I might have found a new obsession... As if I didn't have enough of them already. *g* Ok, it probably will pass when I return to Finland, so it won't have time to really get me. I hope.
I'm talking about kabuki.
The kabuki experience yesterday was interesting. We were sitting up on the last rows of Kabuki-za (that's where you get with the 800y ticket), and I used Maru-san's wife's small binoculars to see the actors more clearly on the stage. Listening the english commentary with one ear and the japanese play with the other, I managed actually to follow the play quite well. There was love, deceit, fighting and fancy dresses, everything you might want from a play - quite like in bollywood movies. *g* And of course good-looking young men. Except that some of them were dressed as girls.
As in nô, all roles in kabuki are acted by men. Trust me, it's hard to believe even when you look at their pictures from close (and not just through binoculars from the last rows of a theatre). They are oh so feminine and graceful in a way that would be completely impossible for someone like me - usually when people talk about my "femininity" they do it with sarcastic undertones (which, now that I think of it, aren't that "under"tones either... wonder why?). And what I just got to know through some googling and wikipedia action and find really hard to believe, is that the most famous onnagata (player who specializes in female roles) of the moment, Bandô Tamasaburô V of whom I have a picture right next to me, is 58 years old. I'm wondering whether he'd give any lessons in feminine behaviour...
Then there is Ichikawa Ebizô XI. *sigh* He wasn't in the play we went to see yesterday (and neither was Tamasaburô, for that matter), but I happened to grab a flier with a partially undressed handsome monk (that this particular flier caugh my eye shouldn't come as a surprise to anyone by now...), which I didn't really read until a few moments ago. First of all, the play is based on Izumi Kyôka's Kôyahijiri - so the setting is my all time favourite mountain. This of course means that he IS playing a monk. So, I decided to look up the name from wikipedia, and what do I find...
Among other things he's playing Musashi in the NHK drama version of 2002-2003 - and I happen to know someone who bought this drama last christmas... I'm so going to watch it when I get back to Finland. *g*
He's also THE young kabuki actor, a superstar who has gotten the japanese youth to take some interest in kabuki, and I'm totally ready to join to his large fan base. Yes, sad, I know. But hey, if you need to be obsessed about something it's always better to go for something original, like bollywood or kabuki actors. And this fandom thing is like chickenpox - if you get it as a kid it's quite harmless and will disappear by itself, but if you catch it later it can prove fatal...

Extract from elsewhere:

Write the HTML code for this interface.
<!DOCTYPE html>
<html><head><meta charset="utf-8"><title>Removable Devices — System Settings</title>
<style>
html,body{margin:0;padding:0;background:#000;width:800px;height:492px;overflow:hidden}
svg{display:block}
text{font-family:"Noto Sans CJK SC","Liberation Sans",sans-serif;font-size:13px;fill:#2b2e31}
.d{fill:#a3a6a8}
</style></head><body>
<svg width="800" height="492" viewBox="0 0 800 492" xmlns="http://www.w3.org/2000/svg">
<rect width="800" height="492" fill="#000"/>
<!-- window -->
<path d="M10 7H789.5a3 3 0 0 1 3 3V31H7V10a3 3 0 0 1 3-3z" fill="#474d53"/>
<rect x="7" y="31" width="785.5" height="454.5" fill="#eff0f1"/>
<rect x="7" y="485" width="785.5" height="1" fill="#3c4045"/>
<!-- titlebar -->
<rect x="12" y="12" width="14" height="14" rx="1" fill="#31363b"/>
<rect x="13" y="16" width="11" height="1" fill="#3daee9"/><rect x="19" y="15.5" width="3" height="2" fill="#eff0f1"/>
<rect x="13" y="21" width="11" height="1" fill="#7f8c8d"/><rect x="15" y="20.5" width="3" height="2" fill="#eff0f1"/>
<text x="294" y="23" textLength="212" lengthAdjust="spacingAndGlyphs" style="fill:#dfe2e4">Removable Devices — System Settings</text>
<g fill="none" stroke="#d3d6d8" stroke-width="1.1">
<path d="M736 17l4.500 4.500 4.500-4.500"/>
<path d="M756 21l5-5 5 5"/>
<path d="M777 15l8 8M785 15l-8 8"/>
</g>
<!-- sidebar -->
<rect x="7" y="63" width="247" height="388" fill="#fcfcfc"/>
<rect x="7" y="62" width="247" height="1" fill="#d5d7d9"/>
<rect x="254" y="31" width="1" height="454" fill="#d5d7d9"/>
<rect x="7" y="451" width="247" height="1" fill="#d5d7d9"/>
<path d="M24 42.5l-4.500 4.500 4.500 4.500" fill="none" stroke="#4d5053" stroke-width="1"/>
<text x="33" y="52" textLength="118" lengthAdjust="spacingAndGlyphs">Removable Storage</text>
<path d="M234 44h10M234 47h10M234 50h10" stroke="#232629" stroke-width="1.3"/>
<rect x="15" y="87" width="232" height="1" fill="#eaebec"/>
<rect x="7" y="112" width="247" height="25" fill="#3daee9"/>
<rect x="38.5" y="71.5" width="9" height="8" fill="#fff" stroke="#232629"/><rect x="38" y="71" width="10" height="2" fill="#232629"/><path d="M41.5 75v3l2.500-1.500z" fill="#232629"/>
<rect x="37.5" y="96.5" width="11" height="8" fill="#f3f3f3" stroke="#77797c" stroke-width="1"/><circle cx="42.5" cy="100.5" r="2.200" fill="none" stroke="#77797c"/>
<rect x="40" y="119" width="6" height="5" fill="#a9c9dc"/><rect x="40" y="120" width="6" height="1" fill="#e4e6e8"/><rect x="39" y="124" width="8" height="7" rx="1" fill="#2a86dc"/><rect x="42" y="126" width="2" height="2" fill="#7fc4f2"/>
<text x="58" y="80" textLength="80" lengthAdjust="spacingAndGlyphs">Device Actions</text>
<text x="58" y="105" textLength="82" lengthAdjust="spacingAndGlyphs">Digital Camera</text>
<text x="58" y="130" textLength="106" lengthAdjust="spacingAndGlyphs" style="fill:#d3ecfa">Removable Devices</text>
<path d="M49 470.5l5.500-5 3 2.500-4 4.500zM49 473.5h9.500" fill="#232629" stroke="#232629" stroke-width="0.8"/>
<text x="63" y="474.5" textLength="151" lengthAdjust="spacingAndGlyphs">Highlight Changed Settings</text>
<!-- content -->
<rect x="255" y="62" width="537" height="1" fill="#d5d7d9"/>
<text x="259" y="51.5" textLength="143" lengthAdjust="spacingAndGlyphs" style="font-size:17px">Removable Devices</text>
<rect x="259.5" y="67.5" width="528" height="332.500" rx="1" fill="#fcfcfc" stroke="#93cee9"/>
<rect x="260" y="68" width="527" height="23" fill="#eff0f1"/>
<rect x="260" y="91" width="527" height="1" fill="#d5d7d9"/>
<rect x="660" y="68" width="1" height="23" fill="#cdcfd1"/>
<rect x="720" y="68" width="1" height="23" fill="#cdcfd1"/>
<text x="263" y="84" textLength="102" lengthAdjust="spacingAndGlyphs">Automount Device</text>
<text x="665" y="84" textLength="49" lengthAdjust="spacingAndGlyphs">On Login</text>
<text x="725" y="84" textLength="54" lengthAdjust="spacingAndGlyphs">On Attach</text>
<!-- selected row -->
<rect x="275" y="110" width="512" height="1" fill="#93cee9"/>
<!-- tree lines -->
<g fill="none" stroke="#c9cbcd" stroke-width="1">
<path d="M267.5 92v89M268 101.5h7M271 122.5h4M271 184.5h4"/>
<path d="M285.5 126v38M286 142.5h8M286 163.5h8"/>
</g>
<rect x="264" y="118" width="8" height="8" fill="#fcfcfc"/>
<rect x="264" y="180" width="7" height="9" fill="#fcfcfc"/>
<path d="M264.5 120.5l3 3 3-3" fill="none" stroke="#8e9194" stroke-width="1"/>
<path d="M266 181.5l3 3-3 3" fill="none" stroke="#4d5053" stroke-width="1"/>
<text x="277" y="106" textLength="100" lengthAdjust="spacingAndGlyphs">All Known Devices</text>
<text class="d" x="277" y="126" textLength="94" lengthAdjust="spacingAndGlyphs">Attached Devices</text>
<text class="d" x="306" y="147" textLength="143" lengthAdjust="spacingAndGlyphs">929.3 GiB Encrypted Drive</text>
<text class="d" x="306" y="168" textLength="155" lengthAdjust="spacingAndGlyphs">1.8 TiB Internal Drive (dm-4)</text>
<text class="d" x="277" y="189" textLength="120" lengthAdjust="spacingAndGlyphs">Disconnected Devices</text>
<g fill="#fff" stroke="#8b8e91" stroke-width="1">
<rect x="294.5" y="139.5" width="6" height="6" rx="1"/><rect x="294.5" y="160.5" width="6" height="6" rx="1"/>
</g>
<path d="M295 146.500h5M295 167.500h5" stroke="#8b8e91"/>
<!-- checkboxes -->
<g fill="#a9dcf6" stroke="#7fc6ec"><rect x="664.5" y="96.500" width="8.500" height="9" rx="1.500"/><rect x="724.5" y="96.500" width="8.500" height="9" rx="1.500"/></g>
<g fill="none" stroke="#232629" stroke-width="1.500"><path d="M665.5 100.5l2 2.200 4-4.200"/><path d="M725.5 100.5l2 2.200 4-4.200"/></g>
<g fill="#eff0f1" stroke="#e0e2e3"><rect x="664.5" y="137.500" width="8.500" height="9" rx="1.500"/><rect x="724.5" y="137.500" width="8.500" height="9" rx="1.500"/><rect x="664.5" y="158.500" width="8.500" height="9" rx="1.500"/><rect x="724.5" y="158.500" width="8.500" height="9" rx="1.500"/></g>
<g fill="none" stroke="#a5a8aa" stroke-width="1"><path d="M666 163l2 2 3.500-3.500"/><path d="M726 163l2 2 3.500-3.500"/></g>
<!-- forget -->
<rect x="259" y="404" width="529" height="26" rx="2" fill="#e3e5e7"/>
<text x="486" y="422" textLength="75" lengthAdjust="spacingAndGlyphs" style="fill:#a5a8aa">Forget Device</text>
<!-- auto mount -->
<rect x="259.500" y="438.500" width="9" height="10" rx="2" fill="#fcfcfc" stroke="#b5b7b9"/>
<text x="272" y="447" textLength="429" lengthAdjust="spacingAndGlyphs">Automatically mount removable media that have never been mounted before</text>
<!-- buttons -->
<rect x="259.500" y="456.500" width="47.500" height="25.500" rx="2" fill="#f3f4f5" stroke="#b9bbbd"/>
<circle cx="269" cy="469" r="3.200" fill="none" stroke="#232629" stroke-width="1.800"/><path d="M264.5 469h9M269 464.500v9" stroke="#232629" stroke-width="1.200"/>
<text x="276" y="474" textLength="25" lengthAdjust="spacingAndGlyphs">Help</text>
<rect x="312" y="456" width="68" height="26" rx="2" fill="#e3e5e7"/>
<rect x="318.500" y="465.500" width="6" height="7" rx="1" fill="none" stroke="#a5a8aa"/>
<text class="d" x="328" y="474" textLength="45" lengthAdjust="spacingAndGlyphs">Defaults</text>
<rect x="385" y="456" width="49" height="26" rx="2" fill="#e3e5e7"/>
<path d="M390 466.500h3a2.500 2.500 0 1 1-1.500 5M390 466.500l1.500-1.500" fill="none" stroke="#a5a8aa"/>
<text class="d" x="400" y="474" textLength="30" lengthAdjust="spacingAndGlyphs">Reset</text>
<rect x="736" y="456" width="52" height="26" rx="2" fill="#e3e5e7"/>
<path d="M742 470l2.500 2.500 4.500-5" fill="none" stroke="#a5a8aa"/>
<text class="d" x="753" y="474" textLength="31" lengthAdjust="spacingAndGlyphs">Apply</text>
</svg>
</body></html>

Now I just need to get my kabuki knowledge to the level where I can start the name-calling, kakegoe, during the shows. It takes you by surprise first time you hear it, people shouting some name at apparently random times. The ability to pull this off distinguishes the real connoisseurs from the amateurs. The real kabuki fans are apparently found on the cheaper seats from the back, quite near where we were seated. They show their appreciation for actors by calling their guild names, yagô, in the right moment when the actor stops for a short moment to pose - and they have to know the plays and the actor's rhytm by heart to get the right timing for their call. And of course they have to know the yagô in the first place. So, when I'll be sitting there with the old men (as with all traditional culture, old men are those keeping the things running) and shouting "Naritaya!" with immaculate timing (I think throwing plush toys on the stage at the same time would be frowned upon, but I'll have to check that) - that's when you should give up and call the men in white coats to lock me away.